In his press conference Wednesday, Powell acknowledged the challenges of communicating policy with so many different views but waved off concerns over whether it complicates the Fed’s future path on monetary policy.
“This is a time of difficult judgments and, as you can see, disparate perspectives,” Powell said. “I really do think that’s nothing but healthy.”
The rift is also seen in the dot plot projections released Wednesday, mapping out policymakers’ forecasts for where rates would be by the end of the year. Seven of the 17 participants on the committee saw another 25 basis point cut by the new year, but five participants feel the appropriate level by year-end would in the range of 2% to 2.25% (the level prior to Wednesday’s cut).
Capital Economics wrote Sept. 18 that the deeper Fed split muddles clues on the central bank’s next moves.
“Under those circumstances of such a big split, the median rate projections are essentially useless,” CapEcon wrote.
Opposite dissents
Dissents occur frequently, but three dissents on opposite sides made Wednesday’s decision particularly remarkable.
The last time three members dissented was under the Janet Yellen-led Fed in September 2016, when George, Rosengren and Cleveland Fed President Loretta Mester advocated for a rate hike.

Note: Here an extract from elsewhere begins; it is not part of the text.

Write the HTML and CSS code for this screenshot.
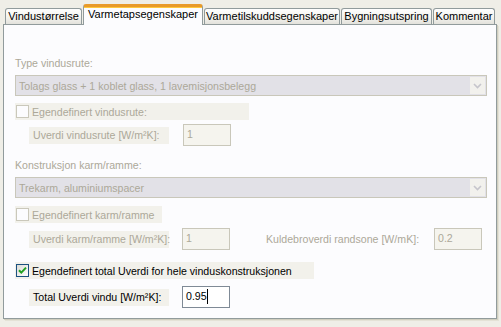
FILE: index.html
```html
<!DOCTYPE html>
<html>
<head>
<meta charset="utf-8">
<link rel="stylesheet" href="styles.css">
</head>
<body>
<div class="window">
  <div class="tabs">
    <div class="tab t1">Vindustørrelse</div>
    <div class="tab active t2">Varmetapsegenskaper</div>
    <div class="tab t3">Varmetilskuddsegenskaper</div>
    <div class="tab t4">Bygningsutspring</div>
    <div class="tab t5">Kommentar</div>
  </div>
  <div class="panel">
    <div class="caption cap1">Type vindusrute:</div>
    <div class="combo dd1">
      <span class="combo-text">Tolags glass + 1 koblet glass, 1 lavemisjonsbelegg</span>
      <span class="combo-btn"><svg width="9" height="6" viewBox="0 0 9 6"><path d="M1 1 L4.5 4.5 L8 1" fill="none" stroke="#c6c5cc" stroke-width="1.6"/></svg></span>
    </div>
    <div class="check cb1"><span class="box"></span><span class="disabled">Egendefinert vindusrute:</span></div>
    <div class="row r1">
      <span class="label disabled">Uverdi vindusrute [W/m²K]:</span>
      <span class="field off">1</span>
    </div>
    <div class="caption cap2">Konstruksjon karm/ramme:</div>
    <div class="combo dd2">
      <span class="combo-text">Trekarm, aluminiumspacer</span>
      <span class="combo-btn"><svg width="9" height="6" viewBox="0 0 9 6"><path d="M1 1 L4.5 4.5 L8 1" fill="none" stroke="#c6c5cc" stroke-width="1.6"/></svg></span>
    </div>
    <div class="check cb2"><span class="box"></span><span class="disabled">Egendefinert karm/ramme</span></div>
    <div class="row r2">
      <span class="label disabled">Uverdi karm/ramme [W/m²K]:</span>
      <span class="field off f2">1</span>
      <span class="label2 disabled">Kuldebroverdi randsone [W/mK]:</span>
      <span class="field off">0.2</span>
    </div>
    <div class="check cb3"><span class="box on"><svg width="11" height="11" viewBox="0 0 11 11"><path d="M2 5.2 L4.3 7.6 L9 2.6" fill="none" stroke="#21a121" stroke-width="2"/></svg></span><span>Egendefinert total Uverdi for hele vinduskonstruksjonen</span></div>
    <div class="row r3">
      <span class="label">Total Uverdi vindu [W/m²K]:</span>
      <span class="field on f2">0.95<span class="caret"></span></span>
    </div>
  </div>
</div>
</body>
</html>
```

FILE: styles.css
```css
html, body {
  margin: 0;
  padding: 0;
}
body {
  width: 501px;
  height: 327px;
  background: #efeee7;
  font-family: "Liberation Sans", Arial, sans-serif;
  font-size: 10.6px;
  color: #000;
  overflow: hidden;
  white-space: nowrap;
}
.window {
  padding-left: 3px;
  width: 494px;
}
.tabs {
  display: flex;
  align-items: flex-end;
  height: 24px;
  padding-left: 2px;
}
.tab {
  box-sizing: border-box;
  height: 16px;
  border: 1px solid #919b9c;
  border-bottom: none;
  border-radius: 3px 3px 0 0;
  background: linear-gradient(#fefefe, #f4f3ee 55%, #e3e2dc);
  text-align: center;
  line-height: 15px;
  font-size: 11px;
  margin-right: 1px;
}
.tab.active {
  height: 21px;
  margin-bottom: -1px;
  position: relative;
  z-index: 1;
  background: #fcfcfe;
  border-top: 3px solid #e89a2a;
  box-shadow: inset 0 1px 0 #ffc83c;
  line-height: 15px;
}
.t1 { width: 77px; }
.t2 { width: 120px; }
.t3 { width: 136px; }
.t4 { width: 91px; }
.t5 { width: 62px; }
.panel {
  box-sizing: border-box;
  width: 494px;
  height: 295px;
  border: 1px solid #919b9c;
  background: #fcfcfe;
  box-shadow: 1px 1px 0 #d0cebf, 2px 2px 0 #e4e2d6;
  padding-left: 11px;
  display: flex;
  flex-direction: column;
  align-items: flex-start;
}
.disabled, .caption, .combo-text, .field.off {
  color: #aca899;
}
.caption {
  height: 13px;
  line-height: 13px;
}
.cap1 { margin-top: 32px; }
.cap2 { margin-top: 13px; }
.combo {
  box-sizing: border-box;
  width: 472px;
  height: 21px;
  border: 1px solid #c9c7ba;
  background: #e2e1e7;
  display: flex;
  align-items: center;
  justify-content: space-between;
}
.dd1 { margin-top: 5px; }
.dd2 { margin-top: 5px; }
.combo-text {
  padding-left: 3px;
  padding-top: 1px;
}
.combo-btn {
  box-sizing: border-box;
  width: 15px;
  height: 17px;
  margin-right: 1px;
  background: #f2f1ed;
  display: flex;
  align-items: center;
  justify-content: center;
}
.check {
  box-sizing: border-box;
  height: 17px;
  background: #f2f1eb;
  display: flex;
  align-items: center;
  padding-left: 1px;
}
.cb1 { width: 234px; margin-top: 7px; }
.cb2 { width: 147px; margin-top: 8px; }
.cb3 { width: 299px; margin-top: 12px; }
.box {
  box-sizing: border-box;
  width: 13px;
  height: 13px;
  border: 1px solid #cac8bb;
  background: #fcfcfe;
  margin-right: 3px;
  display: flex;
}
.box.on {
  border-color: #1c5180;
  background: linear-gradient(135deg, #dcdcd7, #fefefe);
}
.row {
  height: 22px;
  display: flex;
  align-items: center;
  margin-left: 14px;
}
.r1 { margin-top: 4px; }
.r2 { margin-top: 5px; }
.r3 { margin-top: 7px; }
.label {
  box-sizing: border-box;
  width: 140px;
  height: 17px;
  line-height: 17px;
  padding-left: 4px;
  background: #f2f1eb;
  margin-right: 14px;
}
.label2 {
  margin-left: 32px;
  width: 172px;
  padding-left: 4px;
  box-sizing: border-box;
  height: 17px;
  line-height: 17px;
}
.field {
  box-sizing: border-box;
  width: 48px;
  height: 22px;
  padding: 2px 3px;
  line-height: 14px;
  display: flex;
  align-items: flex-start;
}
.field.off {
  background: #f5f4ee;
  border: 1px solid #c9c7ba;
}
.field.on {
  background: #fff;
  border: 1px solid #7f8a96;
  color: #000;
}
.f2 { margin-left: -1px; }
.caret {
  display: inline-block;
  width: 1px;
  height: 15px;
  background: #000;
}
```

But to find dissenting votes on completely different ends of the policy spectrum you would have to rewind to the Ben Bernanke era in June 2013, based on an archive at the St. Louis Fed. George opposed the Fed’s continuation of $85-billion-a-month asset purchases while Bullard pushed for a more aggressively accommodative tone.
Bernanke had been used to dissents during his 12 years at the helm of the central bank, but he would later admit that corralling differing opinions on the policysetting committee has its risks.
Bernanke wrote in his memoir that “too many dissents, I worried, could undermine [the Fed’s] credibility.”